Data lines:
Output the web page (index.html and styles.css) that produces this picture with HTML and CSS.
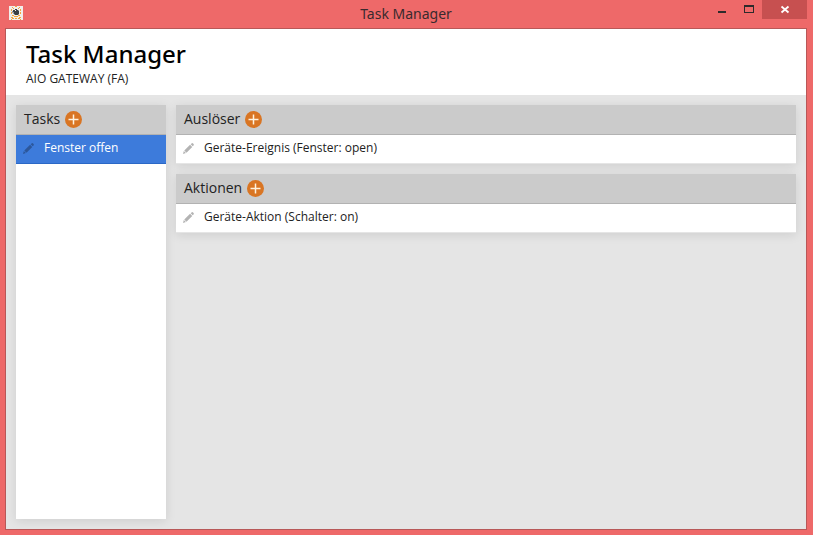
FILE: index.html
```html
<!DOCTYPE html>
<html lang="de">
<head>
<meta charset="utf-8">
<title>Task Manager</title>
<link rel="stylesheet" href="styles.css">
</head>
<body>
<svg class="sprites" aria-hidden="true">
  <symbol id="pencil" viewBox="0 0 12 12">
    <path d="M8.4 1.4 9.3.5Q10.2-.3 11 .5L11.5 1Q12.2 1.8 11.5 2.6L10.6 3.6ZM7.7 2 10.1 4.3 3.8 10.5 1.4 8.1ZM.9 8.7 3.2 11 0 12Z"/>
  </symbol>
  <symbol id="plus" viewBox="0 0 17 17">
    <circle cx="8.5" cy="8.5" r="8.5" fill="#d97523"/>
    <path d="M8.5 3.5v10M3.5 8.5h10" stroke="#fff3df" stroke-width="1.5"/>
  </symbol>
</svg>
<div class="window">
  <div class="titlebar">
    <svg class="app-icon" viewBox="0 0 14 14" aria-hidden="true">
      <path fill="#f1eeeb" d="M0 0h14v14H0z"/>
      <path fill="#f5a33c" d="M6 0h2v1H6zM3 1h1v1H3zM10 1h1v1h-1zM4 2h1v1H4zM9 2h1v1H9zM2 3h1v2H2zM11 3h1v2h-1zM2 6h1v2H2zM11 6h1v2h-1zM3 9h2v1H3zM9 9h2v1H9zM5 10h4v1H5zM2 11h2v1H2zM10 11h2v1h-2zM3 12h2v1H3zM6 12h2v1H6zM9 12h2v1H9zM2 13h1v1H2zM11 13h1v1h-1z"/>
      <path fill="#3b3e42" d="M6 3h2v1H6zM4 4h2v2H4zM7 4h2v1H7zM5 5h5v3H5zM6 8h3v1H6z"/>
      <path fill="#9a9b9d" d="M3 5h1v2H3zM4 6h1v2H4zM9 4h1v1H9zM5 8h1v1H5zM9 8h1v1H9z"/>
    </svg>
    <span class="caption">Task Manager</span>
    <div class="controls">
      <button class="control" aria-label="Minimieren"><svg viewBox="0 0 10 10"><path fill="#2d2a2b" d="M1 7h8v2H1z"/></svg></button>
      <button class="control" aria-label="Maximieren"><svg viewBox="0 0 10 10"><path fill="#2d2a2b" fill-rule="evenodd" d="M0 1h10v8H0zM1 3v5h8V3z"/></svg></button>
      <button class="control close" aria-label="Schließen"><svg viewBox="0 0 10 10"><path fill="none" stroke="#fff" stroke-width="1.8" d="M1.5 1.5 8.5 7.5M8.5 1.5 1.5 7.5"/></svg></button>
    </div>
  </div>
  <div class="client">
    <header class="page-header">
      <h1>Task Manager</h1>
      <p>AIO GATEWAY (FA)</p>
    </header>
    <div class="content">
      <section class="panel sidebar">
        <div class="panel-head"><h2>Tasks</h2><button class="add" aria-label="Task hinzufügen"><svg><use href="#plus"/></svg></button></div>
        <button class="row selected"><svg><use href="#pencil"/></svg><span>Fenster offen</span></button>
      </section>
      <main class="details">
        <section class="panel">
          <div class="panel-head"><h2>Auslöser</h2><button class="add" aria-label="Auslöser hinzufügen"><svg><use href="#plus"/></svg></button></div>
          <button class="row"><svg><use href="#pencil"/></svg><span>Geräte-Ereignis (Fenster: open)</span></button>
        </section>
        <section class="panel">
          <div class="panel-head"><h2>Aktionen</h2><button class="add" aria-label="Aktion hinzufügen"><svg><use href="#plus"/></svg></button></div>
          <button class="row"><svg><use href="#pencil"/></svg><span>Geräte-Aktion (Schalter: on)</span></button>
        </section>
      </main>
    </div>
  </div>
</div>
</body>
</html>
```
FILE: styles.css
```css
* { box-sizing: border-box; }

body, h1, h2, p { margin: 0; }

body {
  font-family: "Open Sans", "Noto Sans", sans-serif;
  color: #222;
}

button {
  border: 0;
  padding: 0;
  background: none;
  font: inherit;
  color: inherit;
}

.sprites { position: absolute; width: 0; height: 0; }

.window {
  display: flex;
  flex-direction: column;
  min-height: 100vh;
  padding: 0 6px 5px 5px;
  background: #ee6969;
}

.titlebar {
  display: grid;
  grid-template-columns: 1fr auto 1fr;
  height: 28px;
}

.app-icon {
  width: 14px;
  height: 14px;
  margin: 6px 4px;
}

.caption {
  font: 14px/27px "Noto Sans", sans-serif;
  color: #3a2a2e;
}

.controls {
  display: flex;
  justify-content: flex-end;
  align-items: flex-start;
}

.control {
  display: flex;
  align-items: center;
  justify-content: center;
  width: 27px;
  height: 18px;
}

.control svg { width: 10px; height: 10px; }

.close {
  width: 45px;
  height: 19px;
  background: #c75050;
}

.client {
  flex: 1;
  display: flex;
  flex-direction: column;
  border: 1px solid #b85858;
  background: #e5e5e5;
}

.page-header {
  padding: 8px 20px;
  background: #fff;
}

h1 {
  font-family: "Noto Sans", "Open Sans", sans-serif;
  font-size: 24px;
  font-weight: 500;
  line-height: 34px;
  color: #000;
}

.page-header p {
  font-size: 12px;
  line-height: 16px;
}

.content {
  flex: 1;
  display: flex;
  gap: 10px;
  padding: 10px;
}

.panel {
  background: #fff;
  box-shadow: 0 2px 10px rgba(0, 0, 0, 0.1);
}

.sidebar { width: 150px; }

.details {
  flex: 1;
  display: flex;
  flex-direction: column;
  gap: 10px;
}

.panel-head {
  display: flex;
  align-items: center;
  gap: 5px;
  height: 30px;
  padding: 0 8px;
  background: #cbcbcb;
  border-bottom: 1px solid #b2b2b2;
}

h2 {
  padding-bottom: 2px;
  font-size: 14px;
  font-weight: 400;
  line-height: 26px;
}

.add, .add svg {
  display: block;
  width: 17px;
  height: 17px;
}

.row {
  display: flex;
  align-items: center;
  gap: 10px;
  width: 100%;
  height: 29px;
  padding: 0 7px 2px;
  border-bottom: 1px solid #e5e5e5;
  font-size: 12px;
  text-align: left;
}

.row span { padding-bottom: 2px; }

.row svg {
  width: 11px;
  height: 11px;
  fill: #b3b3b3;
}

.selected {
  background: #3d7bdb;
  border-color: #2b68c6;
  color: #fff;
}

.selected svg { fill: #2c579b; }
```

Required task: The pictures should not be reproduced; quote all of the other material exactly.

Output for this exercise:
Output the web page (index.html and styles.css) that produces this picture with HTML and CSS.
FILE: index.html
```html
<!DOCTYPE html>
<html lang="de">
<head>
<meta charset="utf-8">
<title>Task Manager</title>
<link rel="stylesheet" href="styles.css">
</head>
<body>
<svg class="sprites" aria-hidden="true">
  <symbol id="pencil" viewBox="0 0 12 12">
    <path d="M8.4 1.4 9.3.5Q10.2-.3 11 .5L11.5 1Q12.2 1.8 11.5 2.6L10.6 3.6ZM7.7 2 10.1 4.3 3.8 10.5 1.4 8.1ZM.9 8.7 3.2 11 0 12Z"/>
  </symbol>
  <symbol id="plus" viewBox="0 0 17 17">
    <circle cx="8.5" cy="8.5" r="8.5" fill="#d97523"/>
    <path d="M8.5 3.5v10M3.5 8.5h10" stroke="#fff3df" stroke-width="1.5"/>
  </symbol>
</svg>
<div class="window">
  <div class="titlebar">
    <svg class="app-icon" viewBox="0 0 14 14" aria-hidden="true">
      <path fill="#f1eeeb" d="M0 0h14v14H0z"/>
      <path fill="#f5a33c" d="M6 0h2v1H6zM3 1h1v1H3zM10 1h1v1h-1zM4 2h1v1H4zM9 2h1v1H9zM2 3h1v2H2zM11 3h1v2h-1zM2 6h1v2H2zM11 6h1v2h-1zM3 9h2v1H3zM9 9h2v1H9zM5 10h4v1H5zM2 11h2v1H2zM10 11h2v1h-2zM3 12h2v1H3zM6 12h2v1H6zM9 12h2v1H9zM2 13h1v1H2zM11 13h1v1h-1z"/>
      <path fill="#3b3e42" d="M6 3h2v1H6zM4 4h2v2H4zM7 4h2v1H7zM5 5h5v3H5zM6 8h3v1H6z"/>
      <path fill="#9a9b9d" d="M3 5h1v2H3zM4 6h1v2H4zM9 4h1v1H9zM5 8h1v1H5zM9 8h1v1H9z"/>
    </svg>
    <span class="caption">Task Manager</span>
    <div class="controls">
      <button class="control" aria-label="Minimieren"><svg viewBox="0 0 10 10"><path fill="#2d2a2b" d="M1 7h8v2H1z"/></svg></button>
      <button class="control" aria-label="Maximieren"><svg viewBox="0 0 10 10"><path fill="#2d2a2b" fill-rule="evenodd" d="M0 1h10v8H0zM1 3v5h8V3z"/></svg></button>
      <button class="control close" aria-label="Schließen"><svg viewBox="0 0 10 10"><path fill="none" stroke="#fff" stroke-width="1.8" d="M1.5 1.5 8.5 7.5M8.5 1.5 1.5 7.5"/></svg></button>
    </div>
  </div>
  <div class="client">
    <header class="page-header">
      <h1>Task Manager</h1>
      <p>AIO GATEWAY (FA)</p>
    </header>
    <div class="content">
      <section class="panel sidebar">
        <div class="panel-head"><h2>Tasks</h2><button class="add" aria-label="Task hinzufügen"><svg><use href="#plus"/></svg></button></div>
        <button class="row selected"><svg><use href="#pencil"/></svg><span>Fenster offen</span></button>
      </section>
      <main class="details">
        <section class="panel">
          <div class="panel-head"><h2>Auslöser</h2><button class="add" aria-label="Auslöser hinzufügen"><svg><use href="#plus"/></svg></button></div>
          <button class="row"><svg><use href="#pencil"/></svg><span>Geräte-Ereignis (Fenster: open)</span></button>
        </section>
        <section class="panel">
          <div class="panel-head"><h2>Aktionen</h2><button class="add" aria-label="Aktion hinzufügen"><svg><use href="#plus"/></svg></button></div>
          <button class="row"><svg><use href="#pencil"/></svg><span>Geräte-Aktion (Schalter: on)</span></button>
        </section>
      </main>
    </div>
  </div>
</div>
</body>
</html>
```
FILE: styles.css
```css
* { box-sizing: border-box; }

body, h1, h2, p { margin: 0; }

body {
  font-family: "Open Sans", "Noto Sans", sans-serif;
  color: #222;
}

button {
  border: 0;
  padding: 0;
  background: none;
  font: inherit;
  color: inherit;
}

.sprites { position: absolute; width: 0; height: 0; }

.window {
  display: flex;
  flex-direction: column;
  min-height: 100vh;
  padding: 0 6px 5px 5px;
  background: #ee6969;
}

.titlebar {
  display: grid;
  grid-template-columns: 1fr auto 1fr;
  height: 28px;
}

.app-icon {
  width: 14px;
  height: 14px;
  margin: 6px 4px;
}

.caption {
  font: 14px/27px "Noto Sans", sans-serif;
  color: #3a2a2e;
}

.controls {
  display: flex;
  justify-content: flex-end;
  align-items: flex-start;
}

.control {
  display: flex;
  align-items: center;
  justify-content: center;
  width: 27px;
  height: 18px;
}

.control svg { width: 10px; height: 10px; }

.close {
  width: 45px;
  height: 19px;
  background: #c75050;
}

.client {
  flex: 1;
  display: flex;
  flex-direction: column;
  border: 1px solid #b85858;
  background: #e5e5e5;
}

.page-header {
  padding: 8px 20px;
  background: #fff;
}

h1 {
  font-family: "Noto Sans", "Open Sans", sans-serif;
  font-size: 24px;
  font-weight: 500;
  line-height: 34px;
  color: #000;
}

.page-header p {
  font-size: 12px;
  line-height: 16px;
}

.content {
  flex: 1;
  display: flex;
  gap: 10px;
  padding: 10px;
}

.panel {
  background: #fff;
  box-shadow: 0 2px 10px rgba(0, 0, 0, 0.1);
}

.sidebar { width: 150px; }

.details {
  flex: 1;
  display: flex;
  flex-direction: column;
  gap: 10px;
}

.panel-head {
  display: flex;
  align-items: center;
  gap: 5px;
  height: 30px;
  padding: 0 8px;
  background: #cbcbcb;
  border-bottom: 1px solid #b2b2b2;
}

h2 {
  padding-bottom: 2px;
  font-size: 14px;
  font-weight: 400;
  line-height: 26px;
}

.add, .add svg {
  display: block;
  width: 17px;
  height: 17px;
}

.row {
  display: flex;
  align-items: center;
  gap: 10px;
  width: 100%;
  height: 29px;
  padding: 0 7px 2px;
  border-bottom: 1px solid #e5e5e5;
  font-size: 12px;
  text-align: left;
}

.row span { padding-bottom: 2px; }

.row svg {
  width: 11px;
  height: 11px;
  fill: #b3b3b3;
}

.selected {
  background: #3d7bdb;
  border-color: #2b68c6;
  color: #fff;
}

.selected svg { fill: #2c579b; }
```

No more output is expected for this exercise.